Uma rapariga estabelece amizades com rapazes. Haverá coisa mais normal e mais comum? No entanto, por fazer isso mesmo, consta que uma adolescente turca foi enterrada viva pelo pai e pelo avô. Esta notícia foi acolhida com sentimentos de revolta e indignação no mundo inteiro. Contudo, crimes como este não são de modo algum excepcionais. Com efeito, um tribunal do Arizona está neste momento a julgar o caso de um homem acusado de atropelar e matar a filha que, ao que parece, considerava demasiado "ocidentalizada". A ONU calcula que, todos os anos, aproximadamente 5000 mulheres sejam assassinadas por membros da sua família "em defesa da honra", no mundo inteiro.

Quando são vistas como símbolos da honra de uma família, as mulheres tornam-se vulneráveis a ataques que envolvem violência física, mutilações e até a morte, normalmente às mãos de um familiar do sexo masculino "ofendido" e muitas vezes com o consentimento tácito ou explícito dos elementos femininos da família.

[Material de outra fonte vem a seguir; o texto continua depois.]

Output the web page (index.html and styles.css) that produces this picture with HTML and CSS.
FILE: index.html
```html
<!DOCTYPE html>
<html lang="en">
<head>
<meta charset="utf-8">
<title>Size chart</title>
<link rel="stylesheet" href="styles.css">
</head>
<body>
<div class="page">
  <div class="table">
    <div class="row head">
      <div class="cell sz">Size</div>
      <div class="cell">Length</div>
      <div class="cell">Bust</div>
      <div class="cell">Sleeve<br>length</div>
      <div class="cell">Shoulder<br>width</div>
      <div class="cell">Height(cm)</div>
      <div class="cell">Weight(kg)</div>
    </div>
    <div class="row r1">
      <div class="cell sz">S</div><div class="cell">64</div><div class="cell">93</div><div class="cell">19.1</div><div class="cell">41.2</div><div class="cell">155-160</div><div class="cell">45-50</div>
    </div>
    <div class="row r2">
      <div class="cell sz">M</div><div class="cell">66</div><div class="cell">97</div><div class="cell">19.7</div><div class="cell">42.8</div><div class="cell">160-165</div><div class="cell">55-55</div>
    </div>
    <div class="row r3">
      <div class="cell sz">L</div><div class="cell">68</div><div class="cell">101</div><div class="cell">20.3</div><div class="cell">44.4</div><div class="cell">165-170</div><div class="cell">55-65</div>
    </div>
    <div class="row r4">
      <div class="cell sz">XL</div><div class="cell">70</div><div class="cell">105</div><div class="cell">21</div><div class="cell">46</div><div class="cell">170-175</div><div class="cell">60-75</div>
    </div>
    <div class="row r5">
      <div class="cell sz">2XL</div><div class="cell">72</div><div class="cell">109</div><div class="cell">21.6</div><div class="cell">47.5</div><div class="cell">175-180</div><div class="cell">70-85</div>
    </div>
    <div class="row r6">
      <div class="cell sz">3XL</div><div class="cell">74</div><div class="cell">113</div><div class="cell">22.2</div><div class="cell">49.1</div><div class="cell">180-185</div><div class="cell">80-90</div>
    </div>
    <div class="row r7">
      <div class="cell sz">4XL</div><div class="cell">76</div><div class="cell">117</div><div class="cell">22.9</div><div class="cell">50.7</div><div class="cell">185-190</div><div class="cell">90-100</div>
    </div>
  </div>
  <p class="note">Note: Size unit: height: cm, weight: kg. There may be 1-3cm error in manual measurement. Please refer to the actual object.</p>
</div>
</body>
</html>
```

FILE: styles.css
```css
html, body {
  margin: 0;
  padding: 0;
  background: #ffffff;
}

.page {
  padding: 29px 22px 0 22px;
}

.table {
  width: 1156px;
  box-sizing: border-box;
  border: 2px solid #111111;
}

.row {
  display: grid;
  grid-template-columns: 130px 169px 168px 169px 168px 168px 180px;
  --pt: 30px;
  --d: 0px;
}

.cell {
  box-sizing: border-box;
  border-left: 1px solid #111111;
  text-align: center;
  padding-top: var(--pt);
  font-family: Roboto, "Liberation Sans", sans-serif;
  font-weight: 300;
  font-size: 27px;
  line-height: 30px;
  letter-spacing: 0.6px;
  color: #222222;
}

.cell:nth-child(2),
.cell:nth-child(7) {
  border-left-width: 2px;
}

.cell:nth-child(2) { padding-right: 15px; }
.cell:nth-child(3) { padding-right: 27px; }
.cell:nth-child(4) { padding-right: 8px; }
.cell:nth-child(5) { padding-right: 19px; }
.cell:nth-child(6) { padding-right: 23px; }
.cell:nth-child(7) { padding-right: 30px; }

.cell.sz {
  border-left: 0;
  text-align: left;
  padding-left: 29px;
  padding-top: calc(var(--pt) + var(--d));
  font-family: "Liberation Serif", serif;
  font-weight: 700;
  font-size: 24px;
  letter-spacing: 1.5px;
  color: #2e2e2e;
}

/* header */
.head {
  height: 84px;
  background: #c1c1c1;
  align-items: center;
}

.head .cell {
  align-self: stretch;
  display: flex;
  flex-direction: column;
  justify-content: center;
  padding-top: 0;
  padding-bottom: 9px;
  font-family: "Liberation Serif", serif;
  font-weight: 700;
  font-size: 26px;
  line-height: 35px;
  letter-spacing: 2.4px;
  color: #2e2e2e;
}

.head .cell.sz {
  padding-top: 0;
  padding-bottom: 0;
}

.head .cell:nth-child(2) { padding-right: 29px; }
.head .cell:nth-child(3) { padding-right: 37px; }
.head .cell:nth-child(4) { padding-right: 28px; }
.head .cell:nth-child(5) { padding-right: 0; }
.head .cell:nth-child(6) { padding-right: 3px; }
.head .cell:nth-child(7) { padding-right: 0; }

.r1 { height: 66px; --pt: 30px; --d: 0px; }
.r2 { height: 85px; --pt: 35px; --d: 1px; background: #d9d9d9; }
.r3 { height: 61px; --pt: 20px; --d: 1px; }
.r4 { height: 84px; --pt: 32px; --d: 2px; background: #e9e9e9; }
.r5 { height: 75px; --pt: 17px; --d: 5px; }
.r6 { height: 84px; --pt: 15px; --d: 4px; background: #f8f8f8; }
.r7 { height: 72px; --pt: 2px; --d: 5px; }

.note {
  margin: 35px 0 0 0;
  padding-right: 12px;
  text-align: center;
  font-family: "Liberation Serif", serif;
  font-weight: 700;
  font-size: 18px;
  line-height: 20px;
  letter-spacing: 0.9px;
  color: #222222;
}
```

As "agressões em defesa da honra" são cometidas para "sanar e limpar" uma violação das normas familiares ou comunitárias, especialmente quando está em causa o comportamento sexual. Mas a agressão também pode ser desencadeada pelo desejo de uma mulher casar ou viver com a pessoa que escolheu, de se divorciar ou de reivindicar uma herança. Por vezes, os pretensos "vingadores" são levados a agir por simples mexericos e suspeitas infundadas. As mulheres são condenadas a penas violentas, sem lhes ter sido permitido apresentar a sua versão dos acontecimentos e sem a possibilidade de recurso.

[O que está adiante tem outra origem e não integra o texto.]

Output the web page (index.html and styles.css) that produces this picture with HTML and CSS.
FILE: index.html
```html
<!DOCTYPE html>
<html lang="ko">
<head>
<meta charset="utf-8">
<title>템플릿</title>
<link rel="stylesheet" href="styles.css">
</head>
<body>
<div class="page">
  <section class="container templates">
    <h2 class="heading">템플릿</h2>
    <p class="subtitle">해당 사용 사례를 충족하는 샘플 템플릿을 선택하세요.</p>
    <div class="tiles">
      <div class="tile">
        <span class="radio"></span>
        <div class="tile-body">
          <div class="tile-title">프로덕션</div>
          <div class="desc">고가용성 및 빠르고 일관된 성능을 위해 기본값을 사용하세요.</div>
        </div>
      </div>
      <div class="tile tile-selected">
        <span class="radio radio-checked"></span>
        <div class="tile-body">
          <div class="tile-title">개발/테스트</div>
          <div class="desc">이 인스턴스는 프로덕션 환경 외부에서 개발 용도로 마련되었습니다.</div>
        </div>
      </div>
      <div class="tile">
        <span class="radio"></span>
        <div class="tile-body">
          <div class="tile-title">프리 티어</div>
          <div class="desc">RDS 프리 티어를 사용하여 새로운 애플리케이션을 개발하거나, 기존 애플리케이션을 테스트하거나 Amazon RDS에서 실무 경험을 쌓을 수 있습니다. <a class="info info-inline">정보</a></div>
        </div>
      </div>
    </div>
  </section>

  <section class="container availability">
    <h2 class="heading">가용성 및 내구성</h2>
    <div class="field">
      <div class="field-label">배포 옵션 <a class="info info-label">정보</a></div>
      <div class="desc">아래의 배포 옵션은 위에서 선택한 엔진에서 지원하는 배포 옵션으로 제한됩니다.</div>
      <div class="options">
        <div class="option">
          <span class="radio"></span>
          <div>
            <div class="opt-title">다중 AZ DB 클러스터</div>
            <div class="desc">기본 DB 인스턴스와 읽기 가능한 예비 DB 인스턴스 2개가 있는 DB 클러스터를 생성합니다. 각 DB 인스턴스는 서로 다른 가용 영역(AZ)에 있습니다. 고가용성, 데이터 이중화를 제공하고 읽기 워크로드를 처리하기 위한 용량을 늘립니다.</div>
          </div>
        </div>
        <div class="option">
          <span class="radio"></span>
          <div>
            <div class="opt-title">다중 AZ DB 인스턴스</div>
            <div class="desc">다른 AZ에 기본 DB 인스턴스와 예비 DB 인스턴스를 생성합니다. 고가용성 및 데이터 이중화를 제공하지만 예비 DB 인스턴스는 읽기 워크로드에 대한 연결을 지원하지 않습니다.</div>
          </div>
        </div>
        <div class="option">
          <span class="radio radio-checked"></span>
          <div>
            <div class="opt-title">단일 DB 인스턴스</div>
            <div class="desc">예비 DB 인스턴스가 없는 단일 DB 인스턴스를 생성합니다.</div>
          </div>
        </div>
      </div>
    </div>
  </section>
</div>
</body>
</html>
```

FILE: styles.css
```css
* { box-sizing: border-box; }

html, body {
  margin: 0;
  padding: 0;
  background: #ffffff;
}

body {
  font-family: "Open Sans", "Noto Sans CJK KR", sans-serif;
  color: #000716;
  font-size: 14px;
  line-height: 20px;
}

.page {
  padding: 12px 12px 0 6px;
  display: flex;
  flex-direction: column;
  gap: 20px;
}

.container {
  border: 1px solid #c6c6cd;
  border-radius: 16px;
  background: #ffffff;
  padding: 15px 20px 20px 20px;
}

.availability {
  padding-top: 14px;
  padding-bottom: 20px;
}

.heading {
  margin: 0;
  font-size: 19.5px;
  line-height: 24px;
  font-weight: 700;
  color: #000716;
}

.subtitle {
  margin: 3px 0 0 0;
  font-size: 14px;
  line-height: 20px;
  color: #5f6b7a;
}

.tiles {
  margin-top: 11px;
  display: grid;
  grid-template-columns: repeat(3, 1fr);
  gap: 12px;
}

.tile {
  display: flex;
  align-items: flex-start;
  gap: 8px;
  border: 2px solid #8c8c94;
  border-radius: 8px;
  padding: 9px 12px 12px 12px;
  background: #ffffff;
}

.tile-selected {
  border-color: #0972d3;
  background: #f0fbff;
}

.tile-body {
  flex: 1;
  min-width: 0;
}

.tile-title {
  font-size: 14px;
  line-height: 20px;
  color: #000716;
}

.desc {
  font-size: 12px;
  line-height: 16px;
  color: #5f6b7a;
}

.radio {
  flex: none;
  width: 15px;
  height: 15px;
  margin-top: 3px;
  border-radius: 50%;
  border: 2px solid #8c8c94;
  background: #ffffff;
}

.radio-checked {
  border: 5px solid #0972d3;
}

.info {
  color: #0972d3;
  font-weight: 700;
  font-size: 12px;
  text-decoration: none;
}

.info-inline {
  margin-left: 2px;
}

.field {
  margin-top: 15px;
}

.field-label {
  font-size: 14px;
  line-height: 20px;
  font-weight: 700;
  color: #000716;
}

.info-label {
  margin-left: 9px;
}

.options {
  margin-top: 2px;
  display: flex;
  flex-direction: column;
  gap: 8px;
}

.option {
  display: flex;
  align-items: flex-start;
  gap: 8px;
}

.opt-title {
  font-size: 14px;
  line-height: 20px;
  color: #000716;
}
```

Esta lógica perversa e a violência que desencadeia aplicam-se mesmo quando as mulheres são alvo de atenções indesejadas por parte dos homens ou foram vítimas de violação, incluindo violência incestuosa. Assim, são duplamente vitimizadas, enquanto o comportamento dos seus agressores é tolerado. É frequente os autores destes actos poderem contar com exoneração total ou parcial de sanções devido a leis indulgentes ou aplicadas sem grande rigor. Por vezes, os agressores chegam mesmo a ser alvo da admiração da sua comunidade, por terem travado o mau comportamento de uma mulher desobediente e obliterado com sangue a desonra cometida. Mas as "agressões em defesa da honra" violentas são crimes que violam o direito à vida, à liberdade, à integridade física, a proibição da tortura e de tratamentos cruéis, desumanos e degradantes, a proibição da escravatura, o direito a não ser alvo de discriminação de género nem de abusos ou exploração sexuais, o direito à privacidade, e a obrigação de renunciar a leis discriminatórias e a práticas prejudiciais para as mulheres.

É simplista e enganador pensar que estas práticas pertencem a culturas retrógradas que desprezam a conduta civilizada. A verdade é que, em todos os países do mundo, as mulheres têm de suportar a violência em áreas que conhecem e em que deviam poder esperar estar seguras em vez de ser agredidas. As agressões em defesa da honra estão imbuídas da mesma atitude e decorrem da mesma mentalidade que geram a violência doméstica. Estas agressões nascem do desejo de controlar as mulheres e de reprimir as suas aspirações e a possibilidade de se exprimirem.

As mulheres vivem enclausuradas dentro das paredes das suas casas, num clima de isolamento e impotência gerado pela violência. Em consequência disto, muitas agressões contra as mulheres cometidas na esfera doméstica permanecem envoltas em silêncio e vergonha, em vez de serem denunciadas como aquilo que são, isto é, violações flagrantes dos direitos humanos.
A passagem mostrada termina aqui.